### Data extract:
········

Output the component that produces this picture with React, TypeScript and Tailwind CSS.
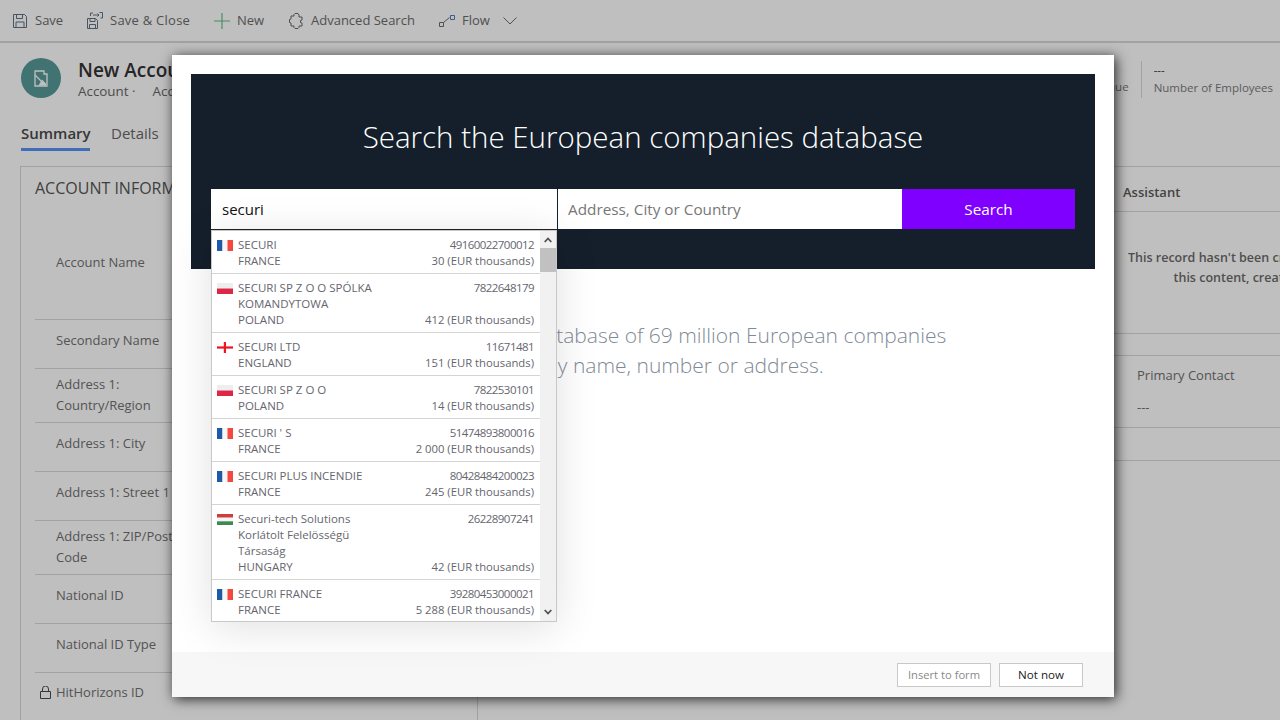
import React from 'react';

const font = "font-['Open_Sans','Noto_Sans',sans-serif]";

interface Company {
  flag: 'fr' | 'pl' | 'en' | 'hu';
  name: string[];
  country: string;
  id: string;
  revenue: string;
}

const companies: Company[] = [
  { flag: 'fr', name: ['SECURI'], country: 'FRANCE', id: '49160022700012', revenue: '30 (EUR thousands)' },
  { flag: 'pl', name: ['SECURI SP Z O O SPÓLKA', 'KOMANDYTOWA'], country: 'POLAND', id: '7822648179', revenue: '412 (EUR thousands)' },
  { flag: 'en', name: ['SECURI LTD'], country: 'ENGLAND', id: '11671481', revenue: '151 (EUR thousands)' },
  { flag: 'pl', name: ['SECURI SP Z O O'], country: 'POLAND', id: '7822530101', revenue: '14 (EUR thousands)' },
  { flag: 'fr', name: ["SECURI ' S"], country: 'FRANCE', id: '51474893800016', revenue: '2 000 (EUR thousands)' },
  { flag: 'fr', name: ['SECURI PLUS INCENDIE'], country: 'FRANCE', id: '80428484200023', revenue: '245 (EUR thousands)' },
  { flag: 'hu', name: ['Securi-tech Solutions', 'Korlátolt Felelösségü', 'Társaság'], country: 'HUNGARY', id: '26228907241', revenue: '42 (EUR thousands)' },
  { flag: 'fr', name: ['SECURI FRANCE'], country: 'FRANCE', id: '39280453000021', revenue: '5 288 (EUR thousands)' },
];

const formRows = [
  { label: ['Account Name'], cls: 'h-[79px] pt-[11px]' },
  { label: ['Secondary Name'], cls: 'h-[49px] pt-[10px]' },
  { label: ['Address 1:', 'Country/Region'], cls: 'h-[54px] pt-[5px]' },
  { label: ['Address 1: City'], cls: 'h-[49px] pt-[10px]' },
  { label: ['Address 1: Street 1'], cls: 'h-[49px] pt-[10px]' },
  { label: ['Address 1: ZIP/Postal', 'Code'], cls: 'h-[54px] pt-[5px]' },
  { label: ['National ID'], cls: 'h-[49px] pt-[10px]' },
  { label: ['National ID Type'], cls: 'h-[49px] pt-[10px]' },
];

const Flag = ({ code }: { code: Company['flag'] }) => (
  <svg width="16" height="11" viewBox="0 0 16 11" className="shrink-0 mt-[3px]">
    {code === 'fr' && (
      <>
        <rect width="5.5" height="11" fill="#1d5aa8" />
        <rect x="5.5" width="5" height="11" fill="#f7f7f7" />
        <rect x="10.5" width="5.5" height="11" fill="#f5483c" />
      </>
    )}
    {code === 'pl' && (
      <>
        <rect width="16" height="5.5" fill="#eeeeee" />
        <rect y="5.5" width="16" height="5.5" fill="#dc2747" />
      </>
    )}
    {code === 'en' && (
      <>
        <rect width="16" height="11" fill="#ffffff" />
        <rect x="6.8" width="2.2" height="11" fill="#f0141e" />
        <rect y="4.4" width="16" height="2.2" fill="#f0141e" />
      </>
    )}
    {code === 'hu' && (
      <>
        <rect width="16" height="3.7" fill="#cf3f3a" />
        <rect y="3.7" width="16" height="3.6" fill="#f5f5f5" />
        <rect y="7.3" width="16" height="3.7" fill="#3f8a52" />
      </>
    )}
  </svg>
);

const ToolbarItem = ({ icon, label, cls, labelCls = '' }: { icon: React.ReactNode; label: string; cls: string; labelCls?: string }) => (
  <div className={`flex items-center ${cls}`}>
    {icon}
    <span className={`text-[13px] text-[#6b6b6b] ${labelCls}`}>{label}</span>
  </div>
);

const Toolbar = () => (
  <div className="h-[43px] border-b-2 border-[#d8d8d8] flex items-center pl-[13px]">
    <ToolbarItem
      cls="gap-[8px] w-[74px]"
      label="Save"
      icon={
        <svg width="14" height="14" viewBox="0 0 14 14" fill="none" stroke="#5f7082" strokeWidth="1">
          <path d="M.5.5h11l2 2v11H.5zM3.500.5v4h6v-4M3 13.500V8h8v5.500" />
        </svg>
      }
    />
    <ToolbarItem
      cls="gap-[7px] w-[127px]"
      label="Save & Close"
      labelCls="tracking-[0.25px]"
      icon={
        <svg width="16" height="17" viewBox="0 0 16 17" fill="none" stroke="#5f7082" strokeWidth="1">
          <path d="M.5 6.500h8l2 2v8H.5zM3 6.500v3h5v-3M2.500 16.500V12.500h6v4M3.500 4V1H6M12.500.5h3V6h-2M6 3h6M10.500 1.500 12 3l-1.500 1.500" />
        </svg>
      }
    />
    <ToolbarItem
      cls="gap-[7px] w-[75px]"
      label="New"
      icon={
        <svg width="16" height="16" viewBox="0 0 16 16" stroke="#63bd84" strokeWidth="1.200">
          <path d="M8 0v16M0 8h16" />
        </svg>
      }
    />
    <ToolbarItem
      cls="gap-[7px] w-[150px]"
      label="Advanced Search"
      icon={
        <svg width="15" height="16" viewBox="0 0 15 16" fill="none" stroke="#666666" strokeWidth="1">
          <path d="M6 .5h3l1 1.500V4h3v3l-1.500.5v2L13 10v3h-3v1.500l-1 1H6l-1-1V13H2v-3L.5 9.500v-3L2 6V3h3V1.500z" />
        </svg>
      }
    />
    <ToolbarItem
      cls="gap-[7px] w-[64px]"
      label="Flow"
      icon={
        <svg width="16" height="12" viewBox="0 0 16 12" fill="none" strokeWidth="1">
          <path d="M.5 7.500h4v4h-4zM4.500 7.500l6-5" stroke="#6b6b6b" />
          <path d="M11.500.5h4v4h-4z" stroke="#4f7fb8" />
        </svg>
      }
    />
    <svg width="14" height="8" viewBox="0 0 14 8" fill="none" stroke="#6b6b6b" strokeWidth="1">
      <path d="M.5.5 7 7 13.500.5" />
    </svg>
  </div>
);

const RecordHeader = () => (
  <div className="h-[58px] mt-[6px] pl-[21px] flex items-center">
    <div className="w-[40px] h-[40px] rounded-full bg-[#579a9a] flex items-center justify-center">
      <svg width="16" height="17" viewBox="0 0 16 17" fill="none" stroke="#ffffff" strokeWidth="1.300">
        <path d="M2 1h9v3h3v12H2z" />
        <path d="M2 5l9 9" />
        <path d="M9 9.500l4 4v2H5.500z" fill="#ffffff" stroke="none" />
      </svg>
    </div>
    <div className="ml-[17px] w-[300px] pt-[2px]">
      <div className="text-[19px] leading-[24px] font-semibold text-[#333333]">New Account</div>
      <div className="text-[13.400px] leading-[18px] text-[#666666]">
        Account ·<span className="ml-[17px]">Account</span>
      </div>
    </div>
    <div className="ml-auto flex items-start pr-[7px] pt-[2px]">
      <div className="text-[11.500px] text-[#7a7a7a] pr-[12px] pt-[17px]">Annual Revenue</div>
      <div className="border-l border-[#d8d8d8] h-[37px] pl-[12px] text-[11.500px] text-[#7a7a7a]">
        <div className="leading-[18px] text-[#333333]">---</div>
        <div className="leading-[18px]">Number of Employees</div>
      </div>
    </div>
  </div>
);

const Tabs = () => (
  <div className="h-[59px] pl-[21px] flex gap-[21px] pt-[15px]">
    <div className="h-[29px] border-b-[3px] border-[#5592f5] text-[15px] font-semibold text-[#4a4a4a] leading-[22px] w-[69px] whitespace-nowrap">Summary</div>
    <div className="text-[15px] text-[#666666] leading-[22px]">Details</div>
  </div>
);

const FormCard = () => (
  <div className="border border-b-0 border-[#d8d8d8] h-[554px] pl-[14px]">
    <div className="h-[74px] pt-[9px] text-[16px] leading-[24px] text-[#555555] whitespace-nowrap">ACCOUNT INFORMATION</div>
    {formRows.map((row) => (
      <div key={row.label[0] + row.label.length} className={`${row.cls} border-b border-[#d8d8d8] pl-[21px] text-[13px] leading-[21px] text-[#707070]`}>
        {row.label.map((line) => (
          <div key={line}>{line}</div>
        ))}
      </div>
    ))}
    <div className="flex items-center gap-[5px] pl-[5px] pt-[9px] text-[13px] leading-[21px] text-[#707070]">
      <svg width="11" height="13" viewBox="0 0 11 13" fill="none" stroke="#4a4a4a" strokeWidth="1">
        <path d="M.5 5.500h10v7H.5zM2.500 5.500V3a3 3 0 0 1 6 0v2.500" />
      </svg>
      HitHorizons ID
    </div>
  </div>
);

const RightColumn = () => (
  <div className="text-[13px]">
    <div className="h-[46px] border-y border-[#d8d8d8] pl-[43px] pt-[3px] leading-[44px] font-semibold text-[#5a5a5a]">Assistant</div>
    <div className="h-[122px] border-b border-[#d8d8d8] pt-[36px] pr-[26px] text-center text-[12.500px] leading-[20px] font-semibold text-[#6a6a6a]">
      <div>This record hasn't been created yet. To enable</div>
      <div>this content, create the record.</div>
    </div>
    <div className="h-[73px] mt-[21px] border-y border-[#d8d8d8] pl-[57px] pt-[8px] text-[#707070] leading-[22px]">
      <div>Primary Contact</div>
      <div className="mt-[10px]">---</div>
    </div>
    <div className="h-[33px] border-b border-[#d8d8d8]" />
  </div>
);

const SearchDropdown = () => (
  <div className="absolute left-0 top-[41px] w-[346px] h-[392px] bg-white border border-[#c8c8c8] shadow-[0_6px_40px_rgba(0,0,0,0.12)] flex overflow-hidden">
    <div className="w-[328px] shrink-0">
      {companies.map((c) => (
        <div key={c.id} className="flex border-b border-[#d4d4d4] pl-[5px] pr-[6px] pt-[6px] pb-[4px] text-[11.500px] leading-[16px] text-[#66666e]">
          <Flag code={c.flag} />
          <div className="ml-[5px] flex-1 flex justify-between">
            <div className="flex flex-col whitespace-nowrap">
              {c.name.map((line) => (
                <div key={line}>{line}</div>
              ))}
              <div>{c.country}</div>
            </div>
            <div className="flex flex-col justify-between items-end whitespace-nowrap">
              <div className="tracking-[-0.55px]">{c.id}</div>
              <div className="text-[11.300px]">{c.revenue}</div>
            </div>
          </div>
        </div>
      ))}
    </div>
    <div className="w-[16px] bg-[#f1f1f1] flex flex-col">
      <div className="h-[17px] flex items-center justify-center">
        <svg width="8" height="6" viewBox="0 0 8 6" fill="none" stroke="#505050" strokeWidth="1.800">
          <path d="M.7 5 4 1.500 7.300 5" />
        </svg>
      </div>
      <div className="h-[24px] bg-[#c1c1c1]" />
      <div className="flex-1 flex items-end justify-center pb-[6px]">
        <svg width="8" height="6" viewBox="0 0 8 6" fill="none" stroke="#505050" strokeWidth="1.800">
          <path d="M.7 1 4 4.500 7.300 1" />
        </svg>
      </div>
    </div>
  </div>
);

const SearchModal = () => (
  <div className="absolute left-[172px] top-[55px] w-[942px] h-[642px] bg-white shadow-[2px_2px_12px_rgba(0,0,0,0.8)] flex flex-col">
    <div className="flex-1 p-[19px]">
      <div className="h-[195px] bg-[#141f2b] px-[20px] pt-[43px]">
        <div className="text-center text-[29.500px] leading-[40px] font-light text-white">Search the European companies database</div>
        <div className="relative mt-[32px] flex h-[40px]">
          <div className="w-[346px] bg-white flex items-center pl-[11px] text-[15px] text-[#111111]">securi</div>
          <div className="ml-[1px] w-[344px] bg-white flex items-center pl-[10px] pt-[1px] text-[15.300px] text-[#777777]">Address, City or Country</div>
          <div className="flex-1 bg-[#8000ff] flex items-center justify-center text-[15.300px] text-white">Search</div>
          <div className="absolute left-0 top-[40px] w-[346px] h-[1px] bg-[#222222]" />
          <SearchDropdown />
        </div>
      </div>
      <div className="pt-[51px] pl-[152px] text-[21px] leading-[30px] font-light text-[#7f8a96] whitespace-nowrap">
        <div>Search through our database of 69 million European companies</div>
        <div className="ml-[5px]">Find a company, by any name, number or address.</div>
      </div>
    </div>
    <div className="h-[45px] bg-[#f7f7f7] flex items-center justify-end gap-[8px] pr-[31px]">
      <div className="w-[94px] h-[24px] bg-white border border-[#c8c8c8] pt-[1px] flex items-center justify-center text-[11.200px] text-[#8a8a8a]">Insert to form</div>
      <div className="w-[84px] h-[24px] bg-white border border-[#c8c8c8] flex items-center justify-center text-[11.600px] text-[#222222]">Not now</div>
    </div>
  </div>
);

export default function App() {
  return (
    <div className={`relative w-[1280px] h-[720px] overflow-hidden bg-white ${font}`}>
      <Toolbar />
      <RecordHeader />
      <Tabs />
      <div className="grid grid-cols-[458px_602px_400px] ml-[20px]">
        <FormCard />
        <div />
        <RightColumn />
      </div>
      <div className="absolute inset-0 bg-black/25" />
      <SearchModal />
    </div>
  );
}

········

### Short task:
Go through the material and select each line with the string "React" in it.

### Written reply:
Output the component that produces this picture with React, TypeScript and Tailwind CSS.
import React from 'react';
const ToolbarItem = ({ icon, label, cls, labelCls = '' }: { icon: React.ReactNode; label: string; cls: string; labelCls?: string }) => (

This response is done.